[Extracted records]
===============

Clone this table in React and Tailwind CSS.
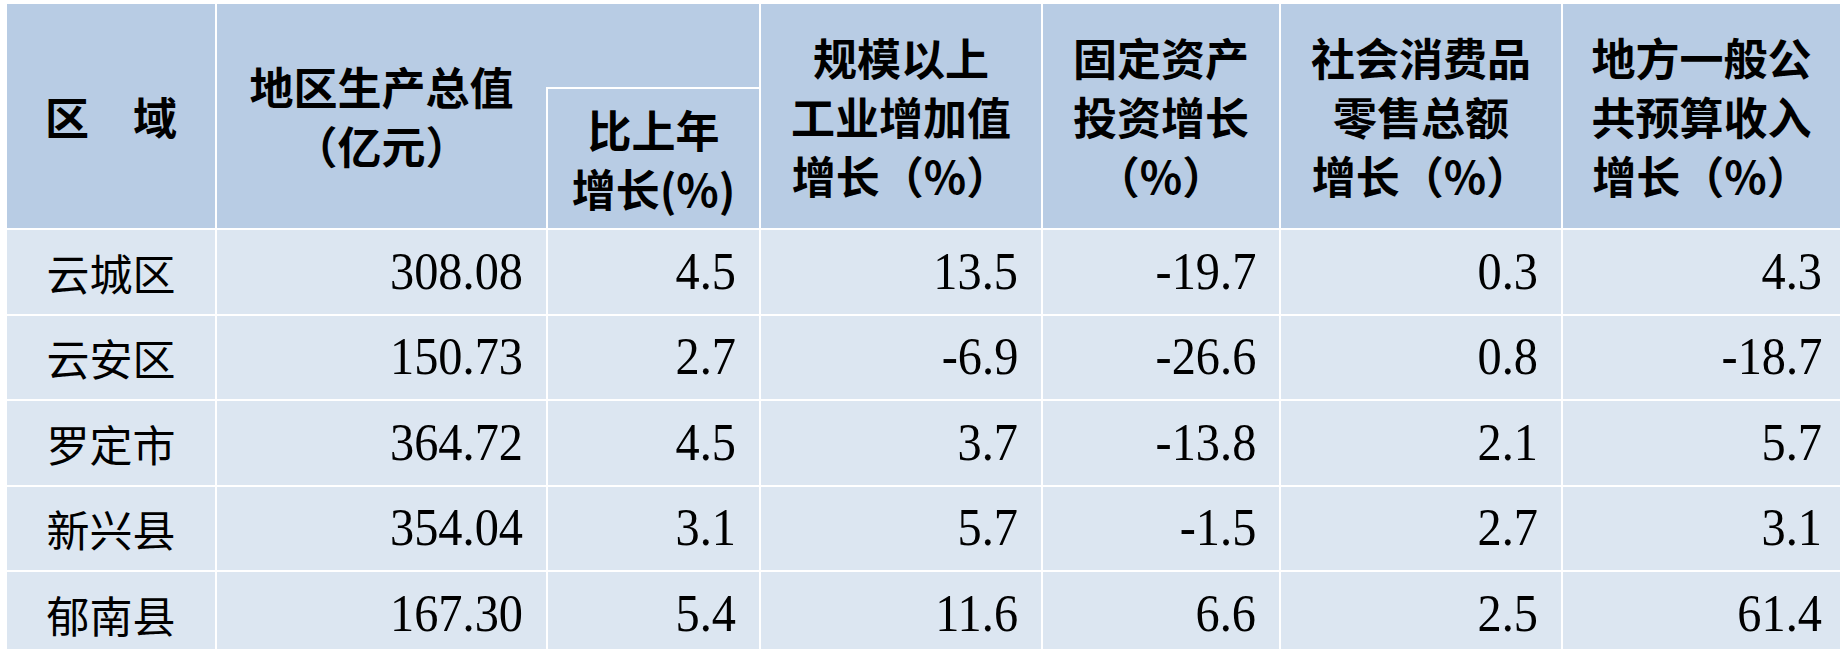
import React from "react";

const heads = [
  ["规模以上", "工业增加值", "增长（%）"],
  ["固定资产", "投资增长", "（%）"],
  ["社会消费品", "零售总额", "增长（%）"],
  ["地方一般公", "共预算收入", "增长（%）"],
];

const data = [
  ["云城区", "308.08", "4.5", "13.5", "-19.7", "0.3", "4.3"],
  ["云安区", "150.73", "2.7", "-6.9", "-26.6", "0.8", "-18.7"],
  ["罗定市", "364.72", "4.5", "3.7", "-13.8", "2.1", "5.7"],
  ["新兴县", "354.04", "3.1", "5.7", "-1.5", "2.7", "3.1"],
  ["郁南县", "167.30", "5.4", "11.6", "6.6", "2.5", "61.4"],
];

const App = () => {
  return (
    <div className="w-[1840px] h-[649px] overflow-hidden bg-white pl-[7px] pt-[4px] text-black font-['Noto_Sans_CJK_SC','Noto_Sans',sans-serif]">
      <div className="grid grid-cols-[208px_329px_211px_280px_236px_280px_1fr] grid-rows-[224px_repeat(5,83.5px)] gap-[2px] bg-white">
        {/* header */}
        <div className="bg-[#b8cce4] flex items-center justify-center text-[44px] font-bold leading-[59px]">
          区　域
        </div>
        <div className="col-span-2 bg-[#b8cce4] flex">
          <div className="w-[329px] flex flex-col items-center justify-center text-[44px] font-bold leading-[59px]">
            <p>地区生产总值</p>
            <p>（亿元）</p>
          </div>
          <div className="flex-1 flex flex-col justify-end">
            <div className="h-[141px] border-t-2 border-l-2 border-white flex flex-col items-center justify-center text-[44px] font-bold leading-[59px]">
              <p>比上年</p>
              <p>增长(%)</p>
            </div>
          </div>
        </div>
        {heads.map((h, i) => (
          <div
            key={i}
            className="bg-[#b8cce4] flex flex-col items-center justify-center text-[44px] font-bold leading-[59px] whitespace-nowrap"
          >
            {h.map((l) => (
              <p key={l}>{l}</p>
            ))}
          </div>
        ))}

        {/* body */}
        {data.map((r) => (
          <React.Fragment key={r[0]}>
            <div className="bg-[#dce6f1] flex items-center justify-center text-[43px]">
              {r[0]}
            </div>
            {r.slice(1).map((v, j) => (
              <div
                key={j}
                className={`bg-[#dce6f1] flex items-center justify-end text-[52px] font-['Liberation_Serif','Times_New_Roman',serif] ${
                  j === 5 ? "pr-[18px]" : "pr-[23px]"
                }`}
              >
                <span className="inline-block origin-right scale-x-[0.93]">{v}</span>
              </div>
            ))}
          </React.Fragment>
        ))}
      </div>
    </div>
  );
};

export default App;
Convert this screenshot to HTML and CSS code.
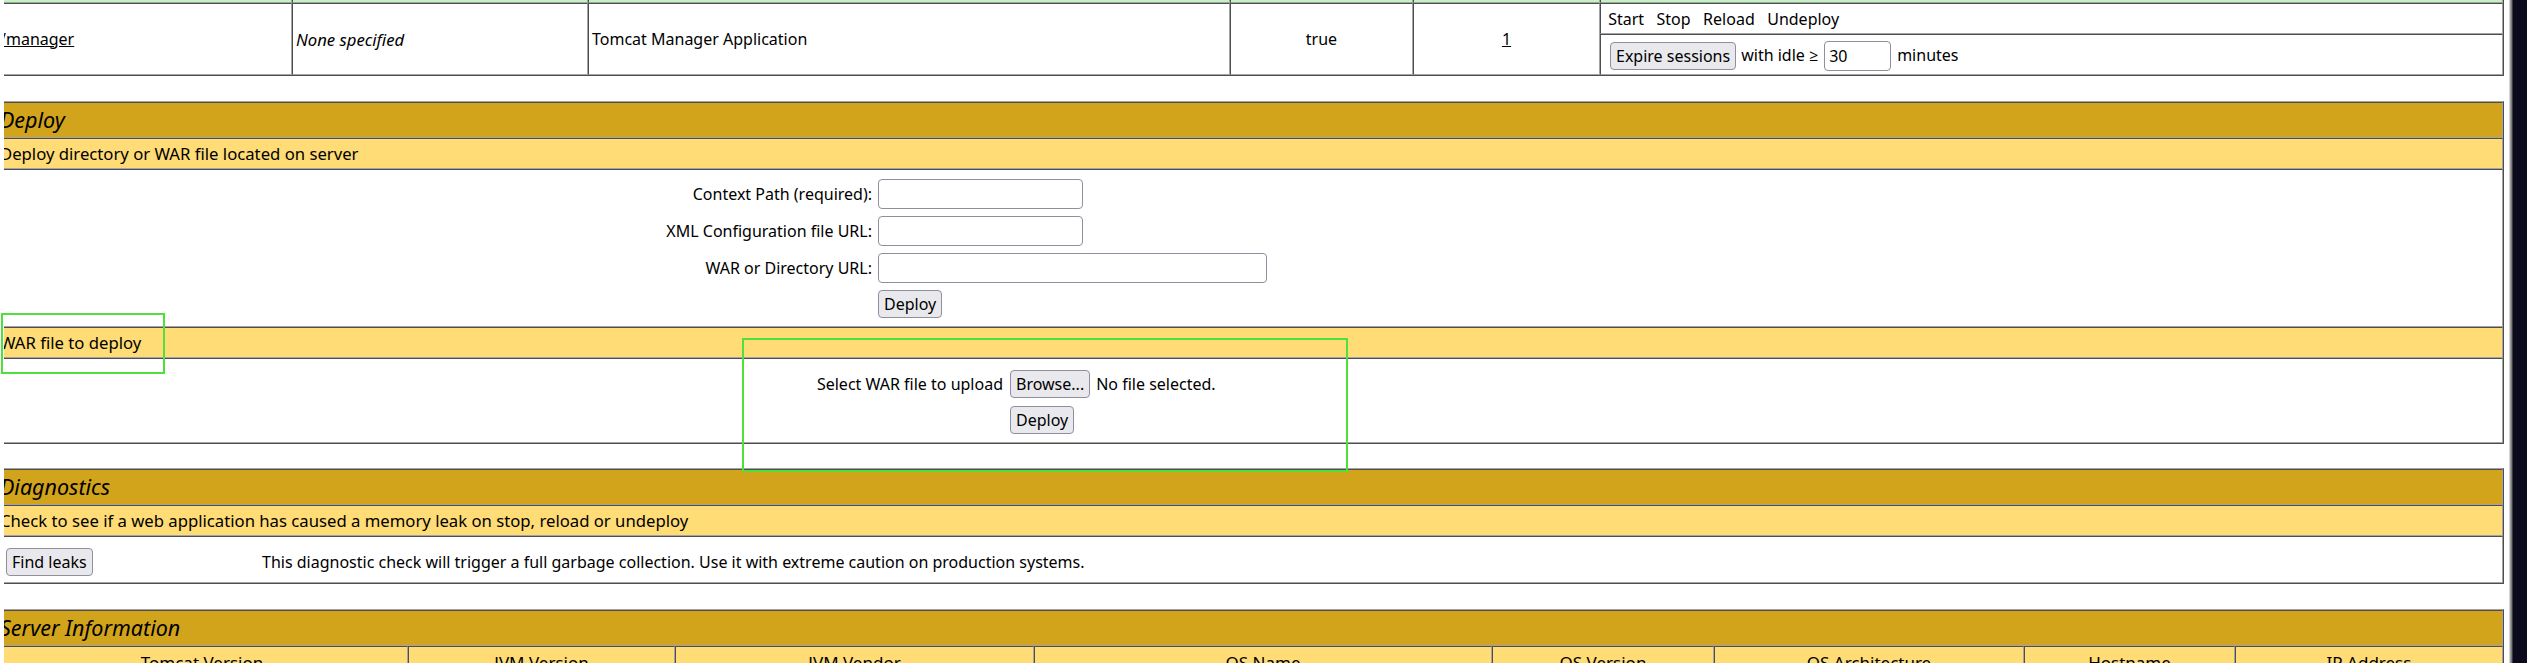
FILE: index.html
```html
<!DOCTYPE html>
<html lang="en">
<head>
<meta charset="utf-8">
<title>/manager</title>
<link rel="stylesheet" href="styles.css">
</head>
<body>
<div class="screen">
  <div class="gutter"></div>
  <div class="viewport">
    <div class="page">
      <div class="grid apps">
        <div class="cell prev"></div>
        <div class="cell prev"></div>
        <div class="cell prev"></div>
        <div class="cell prev"></div>
        <div class="cell prev"></div>
        <div class="cell prev"></div>
        <div class="cell app"><a class="link" href="#">/manager</a></div>
        <div class="cell app italic">None specified</div>
        <div class="cell app">Tomcat Manager Application</div>
        <div class="cell app center">true</div>
        <div class="cell app center"><a class="link" href="#">1</a></div>
        <div class="cell cmds">&nbsp;Start&nbsp; &nbsp;Stop&nbsp; &nbsp;Reload&nbsp; &nbsp;Undeploy&nbsp;</div>
        <div class="cell expire">
          <button class="btn exp-btn" type="button">Expire sessions</button>
          <span class="exp-text">with idle &ge;</span>
          <input class="input exp-input" type="text" value="30">
          <span class="exp-unit">minutes</span>
        </div>
      </div>

      <div class="grid panel deploy">
        <div class="cell title">Deploy</div>
        <div class="cell sub">Deploy directory or WAR file located on server</div>
        <div class="cell body">
          <form class="form form-server">
            <label class="lbl" for="deployPath">Context Path (required):</label>
            <input class="input in-20" id="deployPath" type="text">
            <label class="lbl" for="deployConfig">XML Configuration file URL:</label>
            <input class="input in-20" id="deployConfig" type="text">
            <label class="lbl" for="deployWar">WAR or Directory URL:</label>
            <input class="input in-40" id="deployWar" type="text">
            <span class="lbl"></span>
            <button class="btn" type="button">Deploy</button>
          </form>
        </div>
        <div class="cell sub">WAR file to deploy</div>
        <div class="cell body">
          <form class="form form-upload">
            <span class="lbl">Select WAR file to upload</span>
            <span class="file"><button class="btn" type="button">Browse...</button><span class="file-name">No file selected.</span></span>
            <span class="lbl"></span>
            <button class="btn" type="button">Deploy</button>
          </form>
        </div>
      </div>

      <div class="grid panel diag">
        <div class="cell title">Diagnostics</div>
        <div class="cell sub">Check to see if a web application has caused a memory leak on stop, reload or undeploy</div>
        <div class="cell body diag-body">
          <form class="diag-form"><button class="btn" type="button">Find leaks</button></form>
          <span>This diagnostic check will trigger a full garbage collection. Use it with extreme caution on production systems.</span>
        </div>
      </div>

      <div class="grid panel server">
        <div class="cell title">Server Information</div>
        <div class="cell head">Tomcat Version</div>
        <div class="cell head">JVM Version</div>
        <div class="cell head">JVM Vendor</div>
        <div class="cell head">OS Name</div>
        <div class="cell head">OS Version</div>
        <div class="cell head">OS Architecture</div>
        <div class="cell head">Hostname</div>
        <div class="cell head">IP Address</div>
      </div>
    </div>
  </div>
  <div class="frame"></div>
  <div class="desk"></div>
  <div class="mark mark-war-head"></div>
  <div class="mark mark-war-form"></div>
</div>
</body>
</html>
```

FILE: styles.css
```css
html, body {
  margin: 0;
  padding: 0;
}

body {
  background: #0b0a1d;
  font-family: "Noto Sans", "Open Sans", sans-serif;
  font-size: 16px;
  color: #000;
}

.screen {
  position: relative;
  display: flex;
  width: 2527px;
  height: 663px;
  overflow: hidden;
}

.gutter {
  flex: none;
  width: 4px;
  background: #fff;
}

.viewport {
  flex: none;
  width: 2505px;
  height: 663px;
  overflow: hidden;
  background: #fff;
}

.page {
  margin-left: -9px;
  width: 2509px;
}

.frame {
  flex: none;
  width: 4px;
  background: linear-gradient(to right, #d4d4d4 0 1px, #9a9a9a 1px 2px, #7a7a7a 2px 3px, #3a3a44 3px 4px);
}

.desk {
  flex: 1;
  background: #0b0a1d;
}

/* table-like grids */
.grid {
  display: grid;
  box-sizing: border-box;
  width: 2509px;
  border: 1px solid;
  border-color: #a3a3a3 #4e4e4e #4e4e4e #a3a3a3;
}

.cell {
  border: 1px solid;
  border-color: #4e4e4e #a3a3a3 #a3a3a3 #4e4e4e;
  padding: 0 3px;
  line-height: 23px;
  white-space: nowrap;
  min-width: 0;
}

/* applications list */
.apps {
  grid-template-columns: 296px 296px 642px 183px 187px 903px;
  grid-template-rows: 4px 31px 41px;
  margin-top: -2px;
}

.prev {
  background: #c3f3c3;
  padding: 0;
}

.app {
  grid-row: span 2;
  display: flex;
  align-items: center;
}

.app.center {
  justify-content: center;
}

.italic {
  font-style: italic;
  font-size: 16.7px;
}

.link {
  color: #000;
  text-decoration: underline;
}

.cmds {
  padding-top: 4px;
  padding-bottom: 2px;
}

.expire {
  display: flex;
  align-items: center;
  padding: 4px 3px 2px;
}

.exp-btn {
  margin-left: 6px;
}

.exp-text {
  margin-left: 5px;
}

.exp-input {
  width: 67px;
  height: 29px;
  margin-left: 6px;
}

.exp-unit {
  margin-left: 6px;
}

/* controls */
.btn {
  box-sizing: border-box;
  height: 28px;
  padding: 0 5px;
  border: 1px solid #8f8f9d;
  border-radius: 4px;
  background: #e9e9ed;
  color: #000;
  font-family: "Noto Sans", "Open Sans", sans-serif;
  font-size: 16px;
  line-height: 26px;
  white-space: nowrap;
}

.input {
  box-sizing: border-box;
  height: 30px;
  padding: 0 4px;
  border: 1px solid #8f8f9d;
  border-radius: 4px;
  background: #fff;
  color: #000;
  font-family: "Noto Sans", "Open Sans", sans-serif;
  font-size: 16px;
}

/* panels */
.title {
  background: #d2a41c;
  font-style: italic;
  font-size: 21.5px;
  line-height: 28px;
  padding: 3px;
}

.sub {
  background: #ffdc75;
  padding: 3px;
  font-size: 16.7px;
}

.deploy {
  margin-top: 25px;
}

.diag {
  margin-top: 24px;
}

.server {
  margin-top: 25px;
  grid-template-columns: 412px 267px 359px 458px 222px 310px 211px 268px;
}

.server .title {
  grid-column: 1 / -1;
}

.head {
  background: #ffdc75;
  text-align: center;
  padding: 4px 3px 3px;
  font-size: 17px;
}

/* forms */
.form {
  display: grid;
  column-gap: 6px;
  row-gap: 7px;
  align-items: center;
  justify-items: start;
  margin: 0;
}

.form-server {
  grid-template-columns: 872px auto;
  grid-template-rows: 30px 30px 30px 28px;
  padding: 9px 0 8px;
}

.form-upload {
  grid-template-columns: 1003px auto;
  column-gap: 7px;
  grid-template-rows: 30px 28px;
  padding: 10px 0 8px;
}

.lbl {
  justify-self: end;
}

.in-20 {
  width: 205px;
}

.in-40 {
  width: 389px;
}

.file {
  display: flex;
  align-items: center;
}

.file-name {
  margin-left: 6px;
}

.diag-body {
  display: grid;
  grid-template-columns: 262px auto;
  align-items: center;
  padding: 11px 3px 6px;
}

.diag-form {
  display: flex;
  margin: 0;
}

.diag-form .btn {
  margin-left: 6px;
}

/* annotation boxes drawn over the page */
.mark {
  position: absolute;
  box-sizing: border-box;
  border: 2px solid #4fe03b;
  pointer-events: none;
}

.mark-war-head {
  left: 1px;
  top: 313px;
  width: 164px;
  height: 61px;
}

.mark-war-form {
  left: 742px;
  top: 338px;
  width: 606px;
  height: 134px;
}
```
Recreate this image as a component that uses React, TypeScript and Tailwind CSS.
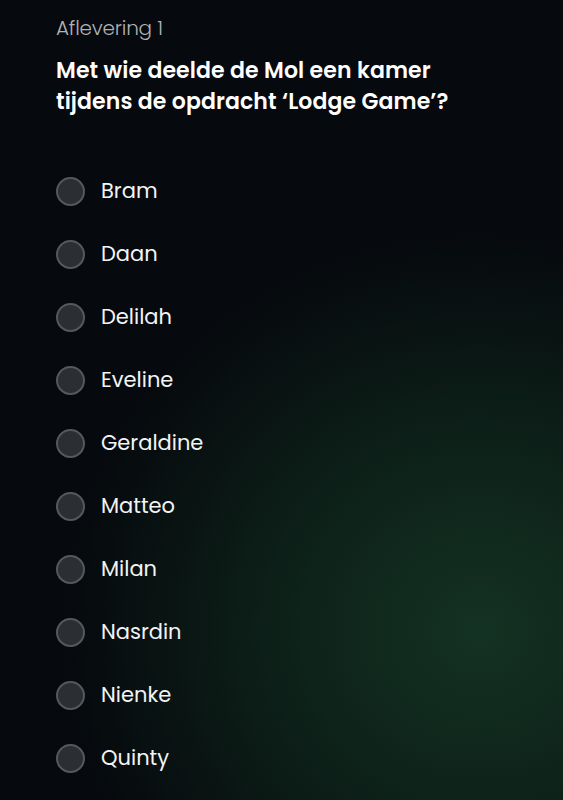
import React from "react";

const names = ["Bram", "Daan", "Delilah", "Eveline", "Geraldine", "Matteo", "Milan", "Nasrdin", "Nienke", "Quinty"];

export default function App() {
  return (
    <div
      className="relative w-[563px] h-[800px] overflow-hidden bg-[#06090d] text-white"
      style={{ fontFamily: "Poppins, 'Open Sans', 'Noto Sans', sans-serif" }}
    >
      <div className="pointer-events-none absolute inset-0 bg-[radial-gradient(ellipse_420px_400px_at_480px_630px,#143223_0%,#0e231a_42%,rgba(6,9,13,0)_100%)]" />
      <div className="relative px-[56px] pt-[14px]">
        <div className="text-[20px] leading-[28px] font-light text-[#b0b2b4] tracking-[-0.2px]">Aflevering 1</div>
        <h1 className="mt-[13px] text-[22px] leading-[31px] font-semibold tracking-[0.1px]">
          Met wie deelde de Mol een kamer
          <br />
          tijdens de opdracht ‘Lodge Game’?
        </h1>
        <div className="mt-[60px] flex flex-col gap-[35px]">
          {names.map((n) => (
            <div key={n} className="flex items-center h-[28px]">
              <div className="w-[29px] h-[29px] rounded-full bg-[#2b2e33] border-2 border-[#55585d] shrink-0" />
              <span className="ml-[16px] text-[21px] leading-[28px] text-[#f3f4f5]">{n}</span>
            </div>
          ))}
        </div>
      </div>
    </div>
  );
}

===============

Given problem: Can you quote exactly, and only, the lines from the one containing "Recreate this image" through the last line of the records above, keeping both ends and leaving out any pictures?

Task answer:
Recreate this image as a component that uses React, TypeScript and Tailwind CSS.
import React from "react";

const names = ["Bram", "Daan", "Delilah", "Eveline", "Geraldine", "Matteo", "Milan", "Nasrdin", "Nienke", "Quinty"];

export default function App() {
  return (
    <div
      className="relative w-[563px] h-[800px] overflow-hidden bg-[#06090d] text-white"
      style={{ fontFamily: "Poppins, 'Open Sans', 'Noto Sans', sans-serif" }}
    >
      <div className="pointer-events-none absolute inset-0 bg-[radial-gradient(ellipse_420px_400px_at_480px_630px,#143223_0%,#0e231a_42%,rgba(6,9,13,0)_100%)]" />
      <div className="relative px-[56px] pt-[14px]">
        <div className="text-[20px] leading-[28px] font-light text-[#b0b2b4] tracking-[-0.2px]">Aflevering 1</div>
        <h1 className="mt-[13px] text-[22px] leading-[31px] font-semibold tracking-[0.1px]">
          Met wie deelde de Mol een kamer
          <br />
          tijdens de opdracht ‘Lodge Game’?
        </h1>
        <div className="mt-[60px] flex flex-col gap-[35px]">
          {names.map((n) => (
            <div key={n} className="flex items-center h-[28px]">
              <div className="w-[29px] h-[29px] rounded-full bg-[#2b2e33] border-2 border-[#55585d] shrink-0" />
              <span className="ml-[16px] text-[21px] leading-[28px] text-[#f3f4f5]">{n}</span>
            </div>
          ))}
        </div>
      </div>
    </div>
  );
}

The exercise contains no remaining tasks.